Written exercise. Quote only the lines from the one containing "Convert this screenshot" through the final line, both included, and omit the pictures.

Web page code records
------

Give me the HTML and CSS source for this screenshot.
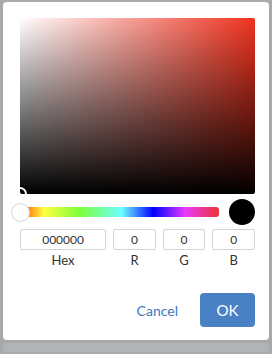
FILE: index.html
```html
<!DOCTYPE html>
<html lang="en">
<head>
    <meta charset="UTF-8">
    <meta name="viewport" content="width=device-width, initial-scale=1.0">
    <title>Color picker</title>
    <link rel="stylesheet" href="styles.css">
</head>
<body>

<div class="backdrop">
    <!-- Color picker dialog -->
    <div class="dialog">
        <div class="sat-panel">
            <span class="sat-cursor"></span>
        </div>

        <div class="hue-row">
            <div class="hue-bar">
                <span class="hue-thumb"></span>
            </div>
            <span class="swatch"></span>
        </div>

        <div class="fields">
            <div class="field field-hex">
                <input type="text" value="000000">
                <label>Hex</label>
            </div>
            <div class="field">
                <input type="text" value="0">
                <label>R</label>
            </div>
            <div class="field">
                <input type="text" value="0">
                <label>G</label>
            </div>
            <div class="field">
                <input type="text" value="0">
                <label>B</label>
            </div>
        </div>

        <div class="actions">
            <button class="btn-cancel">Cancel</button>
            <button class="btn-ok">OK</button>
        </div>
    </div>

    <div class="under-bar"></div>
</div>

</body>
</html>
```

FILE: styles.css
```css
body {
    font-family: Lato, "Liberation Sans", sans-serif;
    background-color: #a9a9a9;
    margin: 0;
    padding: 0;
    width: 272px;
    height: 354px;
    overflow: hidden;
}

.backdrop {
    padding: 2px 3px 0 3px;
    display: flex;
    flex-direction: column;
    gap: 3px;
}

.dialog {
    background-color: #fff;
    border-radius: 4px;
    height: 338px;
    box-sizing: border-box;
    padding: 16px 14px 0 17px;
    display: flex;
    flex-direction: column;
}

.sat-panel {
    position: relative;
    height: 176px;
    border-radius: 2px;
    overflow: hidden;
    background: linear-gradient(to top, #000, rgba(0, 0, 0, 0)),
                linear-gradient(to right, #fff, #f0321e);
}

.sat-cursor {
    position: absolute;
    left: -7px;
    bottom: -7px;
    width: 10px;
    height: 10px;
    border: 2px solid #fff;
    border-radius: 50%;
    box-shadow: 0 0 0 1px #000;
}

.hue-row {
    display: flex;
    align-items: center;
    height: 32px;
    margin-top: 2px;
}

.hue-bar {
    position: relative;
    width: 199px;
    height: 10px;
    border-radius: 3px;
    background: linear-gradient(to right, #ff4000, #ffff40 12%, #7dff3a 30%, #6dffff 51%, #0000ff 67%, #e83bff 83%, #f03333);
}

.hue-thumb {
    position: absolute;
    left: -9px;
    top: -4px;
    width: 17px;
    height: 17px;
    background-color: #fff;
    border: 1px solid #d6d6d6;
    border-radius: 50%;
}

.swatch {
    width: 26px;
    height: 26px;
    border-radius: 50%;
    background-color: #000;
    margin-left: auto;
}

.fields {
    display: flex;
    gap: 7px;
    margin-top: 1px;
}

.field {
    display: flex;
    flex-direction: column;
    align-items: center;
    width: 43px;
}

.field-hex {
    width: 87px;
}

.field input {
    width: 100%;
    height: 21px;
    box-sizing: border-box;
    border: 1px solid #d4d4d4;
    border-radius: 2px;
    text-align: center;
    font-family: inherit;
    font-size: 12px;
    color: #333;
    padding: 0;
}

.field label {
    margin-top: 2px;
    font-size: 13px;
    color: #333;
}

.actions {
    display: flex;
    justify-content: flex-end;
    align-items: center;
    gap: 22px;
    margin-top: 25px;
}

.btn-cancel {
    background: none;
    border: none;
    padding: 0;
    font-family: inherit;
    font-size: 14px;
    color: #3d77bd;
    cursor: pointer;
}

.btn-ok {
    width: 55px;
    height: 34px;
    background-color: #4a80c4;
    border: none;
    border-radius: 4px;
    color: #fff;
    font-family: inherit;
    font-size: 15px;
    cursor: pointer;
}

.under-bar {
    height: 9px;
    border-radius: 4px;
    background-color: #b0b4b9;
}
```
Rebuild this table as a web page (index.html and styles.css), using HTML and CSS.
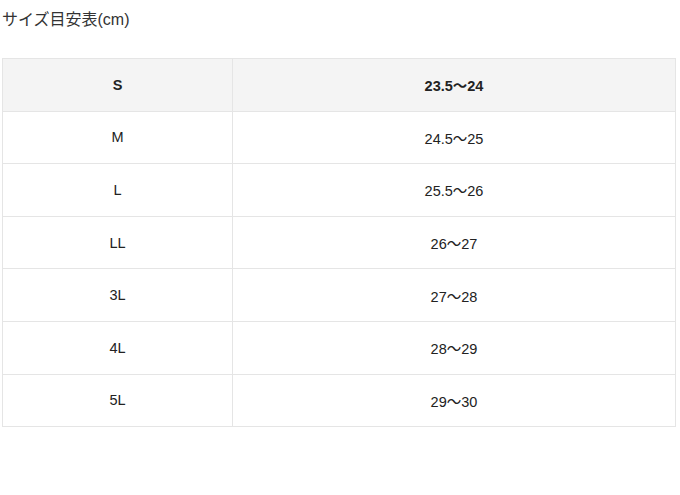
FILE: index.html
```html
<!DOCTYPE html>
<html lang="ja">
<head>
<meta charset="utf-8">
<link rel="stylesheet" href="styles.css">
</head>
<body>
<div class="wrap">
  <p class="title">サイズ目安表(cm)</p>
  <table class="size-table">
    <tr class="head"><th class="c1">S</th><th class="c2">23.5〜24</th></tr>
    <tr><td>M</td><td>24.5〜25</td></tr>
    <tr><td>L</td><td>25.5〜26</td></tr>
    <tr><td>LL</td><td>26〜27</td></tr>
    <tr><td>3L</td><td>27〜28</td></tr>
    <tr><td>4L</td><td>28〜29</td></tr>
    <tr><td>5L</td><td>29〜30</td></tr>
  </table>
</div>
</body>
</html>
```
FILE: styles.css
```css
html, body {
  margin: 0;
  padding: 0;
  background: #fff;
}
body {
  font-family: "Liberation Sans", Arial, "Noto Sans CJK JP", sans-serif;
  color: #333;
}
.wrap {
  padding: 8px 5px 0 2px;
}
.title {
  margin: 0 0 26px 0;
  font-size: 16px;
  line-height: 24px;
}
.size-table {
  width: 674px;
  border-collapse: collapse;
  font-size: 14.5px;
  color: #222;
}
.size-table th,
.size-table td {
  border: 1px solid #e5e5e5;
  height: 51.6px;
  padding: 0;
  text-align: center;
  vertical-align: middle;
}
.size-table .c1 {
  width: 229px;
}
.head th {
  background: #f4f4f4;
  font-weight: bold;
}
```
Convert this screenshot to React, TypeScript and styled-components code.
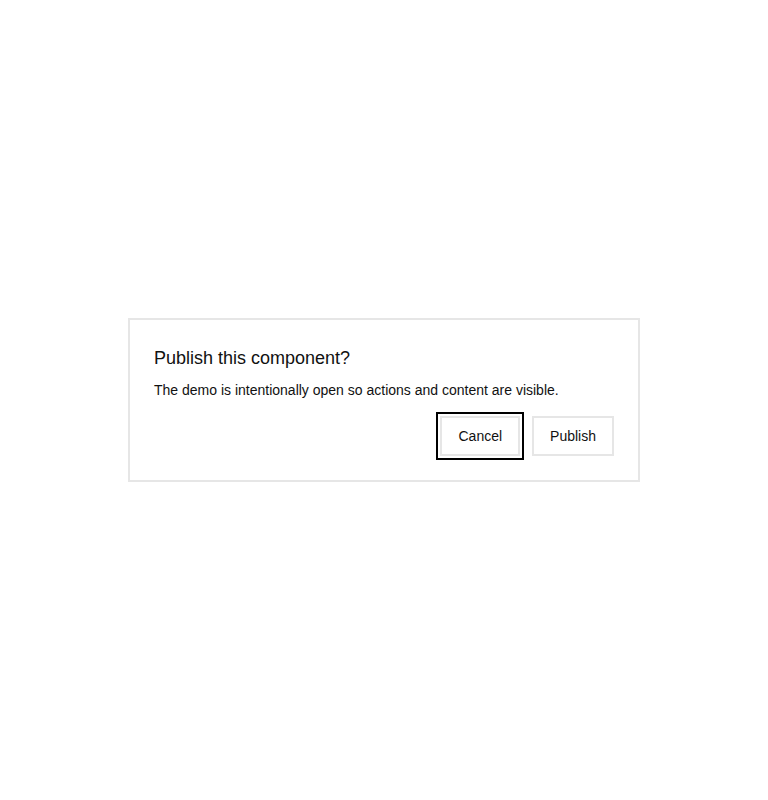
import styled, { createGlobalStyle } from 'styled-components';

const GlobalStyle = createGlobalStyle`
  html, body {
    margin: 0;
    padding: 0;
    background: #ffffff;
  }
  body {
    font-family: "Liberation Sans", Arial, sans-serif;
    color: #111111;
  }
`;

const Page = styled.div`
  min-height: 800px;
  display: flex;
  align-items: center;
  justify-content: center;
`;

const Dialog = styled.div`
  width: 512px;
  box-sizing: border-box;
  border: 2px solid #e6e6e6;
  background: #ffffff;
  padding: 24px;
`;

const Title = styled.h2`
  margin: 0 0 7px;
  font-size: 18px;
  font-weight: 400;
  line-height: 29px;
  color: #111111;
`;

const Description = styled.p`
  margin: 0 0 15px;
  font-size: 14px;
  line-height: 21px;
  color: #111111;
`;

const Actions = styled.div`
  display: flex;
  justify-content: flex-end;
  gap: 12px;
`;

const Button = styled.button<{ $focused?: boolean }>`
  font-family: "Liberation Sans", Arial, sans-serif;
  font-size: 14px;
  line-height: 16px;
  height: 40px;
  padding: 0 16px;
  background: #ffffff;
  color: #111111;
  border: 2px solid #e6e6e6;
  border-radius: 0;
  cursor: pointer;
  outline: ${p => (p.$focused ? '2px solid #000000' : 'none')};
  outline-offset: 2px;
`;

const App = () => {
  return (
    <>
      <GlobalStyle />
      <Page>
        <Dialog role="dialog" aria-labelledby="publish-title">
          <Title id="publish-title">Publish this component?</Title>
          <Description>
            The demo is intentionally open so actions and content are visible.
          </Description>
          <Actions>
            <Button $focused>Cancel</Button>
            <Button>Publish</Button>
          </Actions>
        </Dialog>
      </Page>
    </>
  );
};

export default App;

------

Output for this task.
Convert this screenshot to React, TypeScript and styled-components code.
import styled, { createGlobalStyle } from 'styled-components';

const GlobalStyle = createGlobalStyle`
  html, body {
    margin: 0;
    padding: 0;
    background: #ffffff;
  }
  body {
    font-family: "Liberation Sans", Arial, sans-serif;
    color: #111111;
  }
`;

const Page = styled.div`
  min-height: 800px;
  display: flex;
  align-items: center;
  justify-content: center;
`;

const Dialog = styled.div`
  width: 512px;
  box-sizing: border-box;
  border: 2px solid #e6e6e6;
  background: #ffffff;
  padding: 24px;
`;

const Title = styled.h2`
  margin: 0 0 7px;
  font-size: 18px;
  font-weight: 400;
  line-height: 29px;
  color: #111111;
`;

const Description = styled.p`
  margin: 0 0 15px;
  font-size: 14px;
  line-height: 21px;
  color: #111111;
`;

const Actions = styled.div`
  display: flex;
  justify-content: flex-end;
  gap: 12px;
`;

const Button = styled.button<{ $focused?: boolean }>`
  font-family: "Liberation Sans", Arial, sans-serif;
  font-size: 14px;
  line-height: 16px;
  height: 40px;
  padding: 0 16px;
  background: #ffffff;
  color: #111111;
  border: 2px solid #e6e6e6;
  border-radius: 0;
  cursor: pointer;
  outline: ${p => (p.$focused ? '2px solid #000000' : 'none')};
  outline-offset: 2px;
`;

const App = () => {
  return (
    <>
      <GlobalStyle />
      <Page>
        <Dialog role="dialog" aria-labelledby="publish-title">
          <Title id="publish-title">Publish this component?</Title>
          <Description>
            The demo is intentionally open so actions and content are visible.
          </Description>
          <Actions>
            <Button $focused>Cancel</Button>
            <Button>Publish</Button>
          </Actions>
        </Dialog>
      </Page>
    </>
  );
};

export default App;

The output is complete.